• What you need to do: Every line below that mentions the word "this" should be copied out.

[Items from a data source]
+--

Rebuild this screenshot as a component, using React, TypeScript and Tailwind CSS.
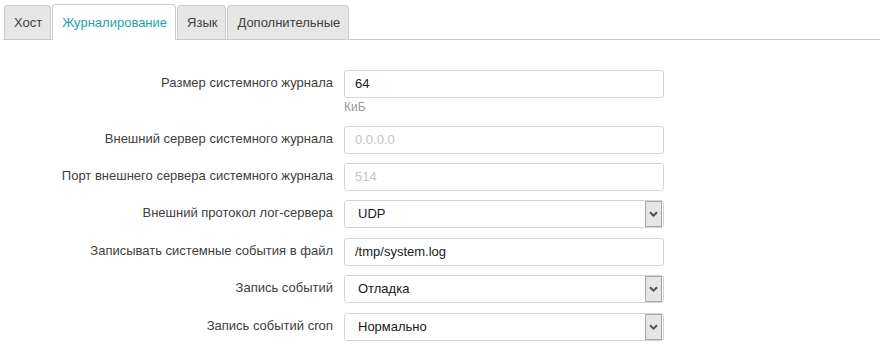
const tabs = ["Хост", "Журналирование", "Язык", "Дополнительные"];

const Chevron = () => (
  <svg width="9" height="6" viewBox="0 0 9 6" className="block">
    <path d="M1 1.2 L4.5 4.6 L8 1.2" fill="none" stroke="#505050" strokeWidth="2" />
  </svg>
);

const Field = ({
  value,
  disabled,
}: {
  value: string;
  disabled?: boolean;
}) => (
  <div
    className={`h-[28px] w-[320px] rounded-[3px] border border-[#d4d4d4] bg-white pl-[10px] text-[13px] leading-[26px] ${
      disabled ? "text-[#c4c4c4]" : "text-[#1a1a1a]"
    }`}
  >
    {value}
  </div>
);

const Select = ({ value }: { value: string }) => (
  <div className="flex h-[28px] w-[320px] items-stretch rounded-[3px] border border-[#d4d4d4] bg-white text-[13px] leading-[26px] text-[#1a1a1a]">
    <div className="flex-1 pl-[13px]">{value}</div>
    <div className="mr-[1px] flex w-[17px] items-center justify-center border border-[#a6a6a6] bg-[#e6e6e6]">
      <Chevron />
    </div>
  </div>
);

const Row = ({
  label,
  children,
  className = "",
}: {
  label: string;
  children: React.ReactNode;
  className?: string;
}) => (
  <div className={`flex ${className}`}>
    <div className="h-[26px] w-[333px] text-right text-[13px] leading-[26px] text-[#404040]">
      {label}
    </div>
    <div className="ml-[11px]">{children}</div>
  </div>
);

export default function App() {
  return (
    <div
      className="h-[350px] w-[887px] bg-white"
      style={{ fontFamily: '"Liberation Sans", Arial, sans-serif' }}
    >
      <div className="pl-[3px] pr-[7px] pt-[4px]">
        <ul className="flex h-[36px] items-end border-b border-[#cccccc]">
          {tabs.map((t, i) => {
            const active = i === 1;
            return (
              <li
                key={t}
                className={`ml-[1px] rounded-t-[4px] border border-b-0 pl-[9px] pr-[8px] text-[13px] ${
                  active
                    ? "relative top-[1px] h-[36px] border-[#cccccc] bg-white leading-[35px] text-[#1e9fb0]"
                    : "h-[34px] border-[#cccccc] bg-[#e6e6e6] leading-[33px] text-[#404040]"
                }`}
              >
                {t}
              </li>
            );
          })}
        </ul>
      </div>

      <div className="flex flex-col pt-[30px]">
        <Row label="Размер системного журнала">
          <Field value="64" />
          <div className="mt-[2px] text-[12px] leading-[14px] text-[#999999]">КиБ</div>
        </Row>
        <Row label="Внешний сервер системного журнала" className="mt-[12px]">
          <Field value="0.0.0.0" disabled />
        </Row>
        <Row label="Порт внешнего сервера системного журнала" className="mt-[9px]">
          <Field value="514" disabled />
        </Row>
        <Row label="Внешний протокол лог-сервера" className="mt-[9px]">
          <Select value="UDP" />
        </Row>
        <Row label="Записывать системные события в файл" className="mt-[10px]">
          <Field value="/tmp/system.log" />
        </Row>
        <Row label="Запись событий" className="mt-[9px]">
          <Select value="Отладка" />
        </Row>
        <Row label="Запись событий cron" className="mt-[10px]">
          <Select value="Нормально" />
        </Row>
      </div>
    </div>
  );
}
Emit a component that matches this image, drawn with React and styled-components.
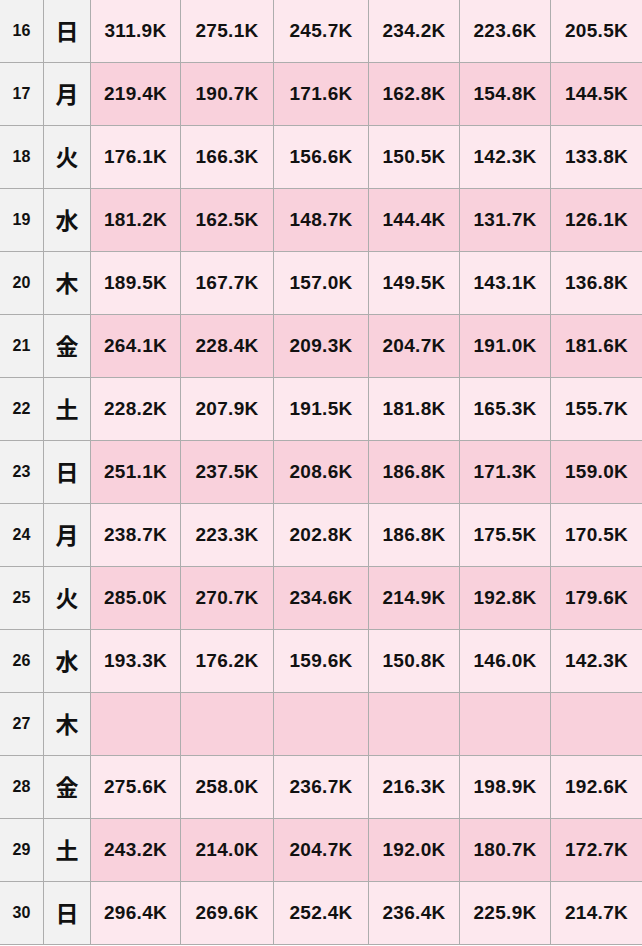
import React from 'react';
import styled, { createGlobalStyle } from 'styled-components';

const GlobalStyle = createGlobalStyle`
    html, body {
        margin: 0;
        padding: 0;
        background: #ffffff;
        overflow: hidden;
    }
`;

const Table = styled.div`
    width: 642px;
    font-family: "Liberation Sans", "Noto Sans CJK JP", Arial, sans-serif;
    font-weight: bold;
    color: #111;
`;

const Row = styled.div`
    display: grid;
    grid-template-columns: 44px 47px 90px 93px 95px 91px 91px 91px;
    height: 63px;
`;

const Cell = styled.div`
    box-sizing: border-box;
    display: flex;
    align-items: center;
    justify-content: center;
    border-bottom: 1px solid #adadad;
    border-right: 1px solid #adadad;
    background: ${({ $shade }) => ($shade ? '#f9d1dc' : '#fde8ee')};
    font-size: 19px;
    letter-spacing: 0.3px;
    &:last-child {
        border-right: none;
    }
`;

const DayCell = styled(Cell)`
    background: #f2f2f2;
    font-size: 16px;
    letter-spacing: 0;
`;

const WeekdayCell = styled(Cell)`
    background: #f2f2f2;
    font-family: "Noto Sans CJK JP", sans-serif;
    font-size: 23px;
    letter-spacing: 0;
    padding-bottom: 3px;
`;

const rows = [
    [16, '日', ['311.9K', '275.1K', '245.7K', '234.2K', '223.6K', '205.5K']],
    [17, '月', ['219.4K', '190.7K', '171.6K', '162.8K', '154.8K', '144.5K']],
    [18, '火', ['176.1K', '166.3K', '156.6K', '150.5K', '142.3K', '133.8K']],
    [19, '水', ['181.2K', '162.5K', '148.7K', '144.4K', '131.7K', '126.1K']],
    [20, '木', ['189.5K', '167.7K', '157.0K', '149.5K', '143.1K', '136.8K']],
    [21, '金', ['264.1K', '228.4K', '209.3K', '204.7K', '191.0K', '181.6K']],
    [22, '土', ['228.2K', '207.9K', '191.5K', '181.8K', '165.3K', '155.7K']],
    [23, '日', ['251.1K', '237.5K', '208.6K', '186.8K', '171.3K', '159.0K']],
    [24, '月', ['238.7K', '223.3K', '202.8K', '186.8K', '175.5K', '170.5K']],
    [25, '火', ['285.0K', '270.7K', '234.6K', '214.9K', '192.8K', '179.6K']],
    [26, '水', ['193.3K', '176.2K', '159.6K', '150.8K', '146.0K', '142.3K']],
    [27, '木', ['', '', '', '', '', '']],
    [28, '金', ['275.6K', '258.0K', '236.7K', '216.3K', '198.9K', '192.6K']],
    [29, '土', ['243.2K', '214.0K', '204.7K', '192.0K', '180.7K', '172.7K']],
    [30, '日', ['296.4K', '269.6K', '252.4K', '236.4K', '225.9K', '214.7K']],
];

export default function App() {
    return (
        <>
            <GlobalStyle />
            <Table>
                {rows.map(([day, weekday, values]) => (
                    <Row key={day}>
                        <DayCell>{day}</DayCell>
                        <WeekdayCell>{weekday}</WeekdayCell>
                        {values.map((v, i) => (
                            <Cell key={i} $shade={day % 2 === 1}>{v}</Cell>
                        ))}
                    </Row>
                ))}
            </Table>
        </>
    );
}
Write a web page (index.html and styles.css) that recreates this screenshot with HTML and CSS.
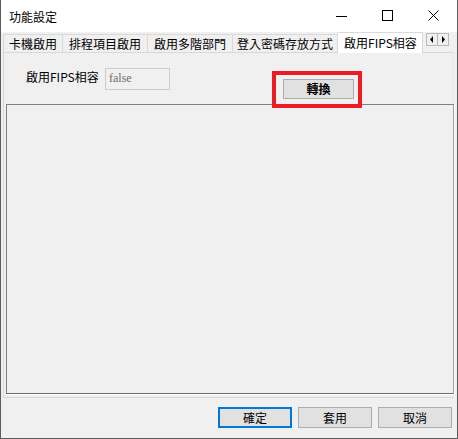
FILE: index.html
```html
<!DOCTYPE html>
<html lang="zh-Hant">
<head>
<meta charset="utf-8">
<title>功能設定</title>
<link rel="stylesheet" href="styles.css">
</head>
<body>
<div class="window">
  <div class="titlebar">
    <span class="title">功能設定</span>
    <div class="controls">
      <span class="ctl"><svg width="12" height="12" viewBox="0 0 12 12"><path d="M0 6.5H11" stroke="#000" stroke-width="1" fill="none"/></svg></span>
      <span class="ctl"><svg width="12" height="12" viewBox="0 0 12 12"><rect x="0.5" y="0.5" width="10" height="10" stroke="#000" stroke-width="1" fill="none"/></svg></span>
      <span class="ctl"><svg width="12" height="12" viewBox="0 0 12 12"><path d="M0.5 0.5L10.5 10.5M10.5 0.5L0.5 10.5" stroke="#000" stroke-width="1" fill="none"/></svg></span>
    </div>
  </div>
  <div class="tabstrip">
    <span class="tab">卡機啟用</span>
    <span class="tab">排程項目啟用</span>
    <span class="tab">啟用多階部門</span>
    <span class="tab">登入密碼存放方式</span>
    <span class="tab tab-active">啟用FIPS相容</span>
    <div class="scroller">
      <span class="arrow"><svg width="4" height="7" viewBox="0 0 4 7"><path d="M3 0V7L0 3.5Z" fill="#000"/></svg></span>
      <span class="arrow"><svg width="4" height="7" viewBox="0 0 4 7"><path d="M1 0V7L4 3.5Z" fill="#000"/></svg></span>
    </div>
  </div>
  <div class="tabpage">
    <div class="form">
      <span class="label">啟用FIPS相容</span>
      <span class="textbox">false</span>
      <span class="btn btn-convert">轉換<span class="highlight"></span></span>
    </div>
    <div class="panel"></div>
  </div>
  <div class="footer">
    <span class="btn btn-default">確定</span>
    <span class="btn">套用</span>
    <span class="btn">取消</span>
  </div>
</div>
</body>
</html>
```
FILE: styles.css
```css
* { box-sizing: border-box; }
html, body { margin: 0; padding: 0; }
body {
  width: 458px;
  height: 439px;
  font-family: "Noto Sans CJK TC", "Noto Sans", sans-serif;
  font-size: 12px;
  color: #000;
  background: #f0f0f0;
}
.window {
  width: 458px;
  height: 439px;
  background: #f0f0f0;
  border-left: 1px solid #5c5c5c;
  border-right: 1px solid #5c5c5c;
  border-bottom: 1px solid #5c5c5c;
  display: flex;
  flex-direction: column;
}
.titlebar {
  height: 32px;
  background: #fff;
  display: flex;
  align-items: center;
  flex: none;
}
.title {
  padding-left: 8px;
  line-height: 16px;
  margin-top: 1px;
}
.controls {
  margin-left: auto;
  display: flex;
  height: 32px;
}
.ctl {
  width: 46px;
  height: 32px;
  display: flex;
  align-items: center;
  justify-content: center;
}
.tabstrip {
  height: 21px;
  display: flex;
  align-items: flex-end;
  padding-left: 2px;
  flex: none;
}
.tab {
  height: 18px;
  margin-bottom: 1px;
  padding: 0 6px;
  line-height: 17px;
  border: 1px solid #d9d9d9;
  border-bottom: none;
  border-right: none;
  background: #f0f0f0;
  white-space: nowrap;
}
.tab:nth-child(4) { border-right: 1px solid #d9d9d9; padding: 0 4px 0 4px; }
.tab:first-child { padding: 0 5px; }
.tab-active {
  height: 21px;
  margin-bottom: 0;
  padding: 0 5px 0 6px;
  line-height: 20px;
  background: #fff;
  border: 1px solid #d9d9d9;
  border-bottom: none;
  border-left: none;
  position: relative;
  z-index: 1;
}
.scroller {
  align-self: flex-start;
  margin-top: 1px;
  margin-left: 3px;
  display: flex;
}
.arrow {
  width: 12px;
  height: 13px;
  border: 1px solid #b9b9b9;
  background: #f0f0f0;
  display: flex;
  align-items: center;
  justify-content: center;
}
.arrow + .arrow { margin-left: -1px; }
.tabpage {
  margin-left: 2px;
  margin-top: -1px;
  width: 451px;
  height: 346px;
  border: 1px solid #d9d9d9;
  border-right-color: #e8e8e8;
  padding: 0 0 3px 1px;
  display: flex;
  flex-direction: column;
  flex: none;
}
.form {
  height: 51px;
  display: flex;
  align-items: flex-start;
  padding-left: 21px;
  flex: none;
}
.label {
  margin-top: 15px;
  line-height: 18px;
  width: 72px;
  white-space: nowrap;
}
.textbox {
  margin-top: 15px;
  margin-left: 7px;
  width: 65px;
  height: 22px;
  border: 1px solid #cccccc;
  background: #f0f0f0;
  color: #6d6d6d;
  font-family: "Liberation Serif", serif;
  font-size: 12px;
  padding: 2px 0 0 3px;
  line-height: 14px;
}
.btn {
  width: 74px;
  height: 21px;
  background: #e1e1e1;
  border: 1px solid #adadad;
  display: flex;
  align-items: center;
  justify-content: center;
  line-height: 16px;
}
.btn-convert {
  margin-top: 26px;
  margin-left: 113px;
  width: 71px;
  height: 20px;
  position: relative;
  font-weight: bold;
}
.highlight {
  position: absolute;
  top: -9px;
  left: -12px;
  right: -9px;
  bottom: -10px;
  border: 4px solid #ec1c24;
}
.panel {
  width: 448px;
  height: 290px;
  margin-left: 1px;
  border: 1px solid #828282;
  border-right-color: #a0a0a0;
  border-bottom-color: #6e6e6e;
  box-shadow: 1px 1px 0 #fff;
  background: #f0f0f0;
  flex: none;
}
.footer {
  flex: 1;
  display: flex;
  justify-content: flex-end;
  align-items: flex-start;
  padding-top: 9px;
  padding-right: 5px;
  gap: 6px;
}
.btn-default {
  border-color: #0078d7;
  box-shadow: inset 0 0 0 1px #0078d7;
}
```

+--

• Solution to the problem:
Rebuild this screenshot as a component, using React, TypeScript and Tailwind CSS.
Emit a component that matches this image, drawn with React and styled-components.
Write a web page (index.html and styles.css) that recreates this screenshot with HTML and CSS.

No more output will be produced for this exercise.